Rollins, however, makes up the difference with his defense and his base running. In over 13,000 defensive innings since 2002, Rollins is at +5.3 per 150 defensive games. Young has tallied over 6,700 innings at shortstop but earned a depressing -10.2. Assuming UZR reflects actual defensive talent (which is not at all clear), the 15.5 run difference amounts to about one and a half wins.

Rollins also picks up some extra runs with his ability to run the bases.

On average, Rollins adds about an extra half-win per season than Young just by running the bases well.

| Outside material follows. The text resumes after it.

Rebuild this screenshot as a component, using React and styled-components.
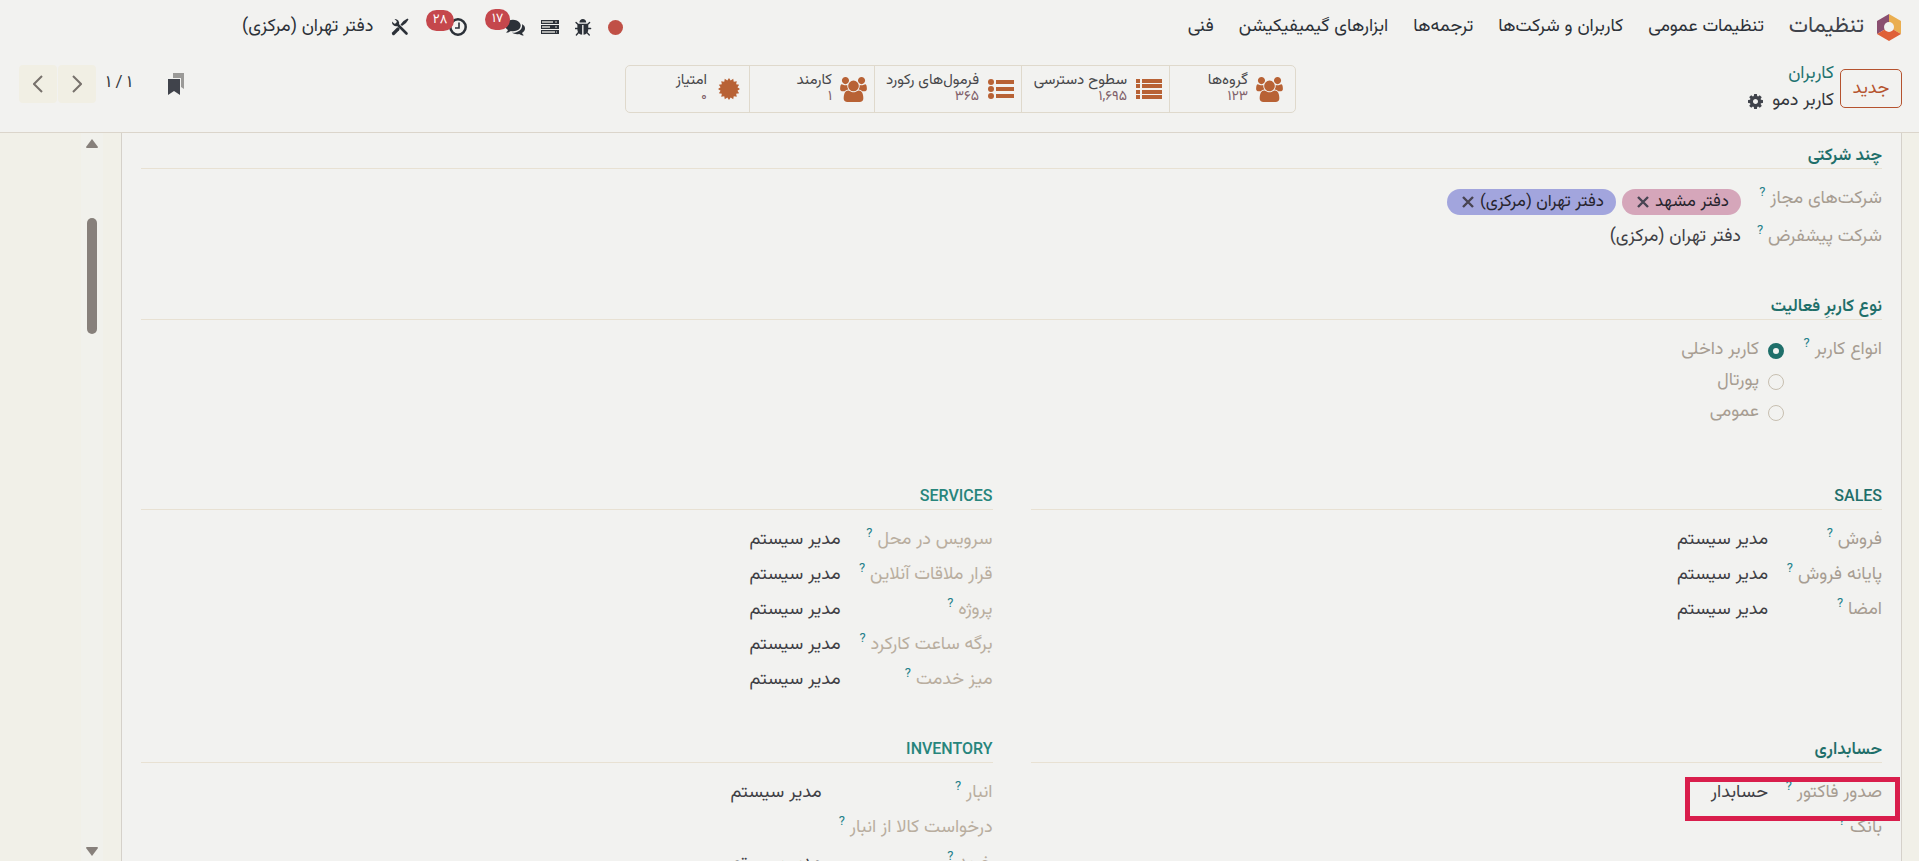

In order for a Rollins-to-Young transition to work for the Phillies, Young would need to come at an amazingly low price or he would need to provide a substantial upgrade in terms of production. Neither is true.

Young could also play third base, but is he better than Placido Polanco? Young is slightly better offensively (his career .346 wOBA beats Polanco’s .334) but is, as usual, a mess defensively. Polanco earned a +11.3 UZR/150 at third base last year and has a career +10.7 mark. Young was -5.8 last year and -7.5 for his career. Even accounting for UZR’s unreliability and making a super-conservative  estimate, Polanco is at least one win better just on defense.

Over the last three years, FanGraphs has Polanco at 2.8, 3.1, and 3.7 WAR for a total of 9.6 and an average of 3.2. Young earned 2.4, 3.9, and 2.7 WAR for a total of 9.0 and an average of 3.0.

Polanco is also signed to an economically-friendly contract through 2012 with a mutual option for ’13. There is no reason to push out Polanco for Young, especially when such a maneuver would involve taking on more money and giving up useful prospects and Major League players.

The only conceivable way Young fits with the Phillies if he takes over in left field, but he would provide only a marginal upgrade over Raul Ibanez. Furthermore, Young has never played an inning in the outfield during his Major League career.

Ultimately, the idea is fun to think about, but highly unrealistic. Young is a useful player but his contract makes him an undesirable trade target.